On Rotation Distance of Rank Bounded Trees

04/08/2023
by   Anoop S. K. M., et al.
0

Computing the rotation distance between two binary trees with n internal nodes efficiently (in poly(n) time) is a long standing open question in the study of height balancing in tree data structures. In this paper, we initiate the study of this problem bounding the rank of the trees given at the input (defined by Ehrenfeucht and Haussler (1989) in the context of decision trees). We define the rank-bounded rotation distance between two given binary trees T_1 and T_2 (with n internal nodes) of rank at most r, denoted by d_r(T_1,T_2), as the length of the shortest sequence of rotations that transforms T_1 to T_2 with the restriction that the intermediate trees must be of rank at most r.

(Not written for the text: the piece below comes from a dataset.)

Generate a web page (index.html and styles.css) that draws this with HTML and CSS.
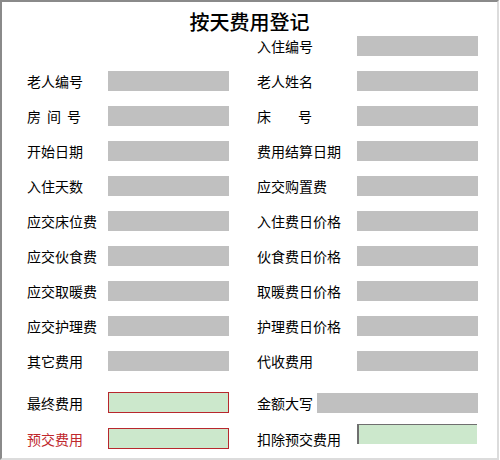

We show that the rotation distance problem reduces in polynomial time to the rank bounded rotation distance problem. This motivates the study of the problem in the combinatorial and algorithmic frontiers. Observing that trees with rank 1 coincide exactly with skew trees (binary trees where every internal node has at least one leaf as a child), we show the following results in this frontier : We present an O(n^2) time algorithm for computing d_1(T_1,T_2). That is, when the given trees are skew trees (we call this variant as skew rotation distance problem) - where the intermediate trees are restricted to be skew as well. In particular, our techniques imply that for any two skew trees d(T_1,T_2) ≤ n^2. We show the following upper bound : for any two trees T_1 and T_2 of rank at most r_1 and r_2 respectively, we have that: d_r(T_1,T_2) ≤ n^2 (1+(2n+1)(r_1+r_2-2)) where r = max{r_1,r_2}. This bound is asymptotically tight for r=1. En route our proof of the above theorems, we associate binary trees to permutations and bivariate polynomials, and prove several characterizations in the case of skew trees.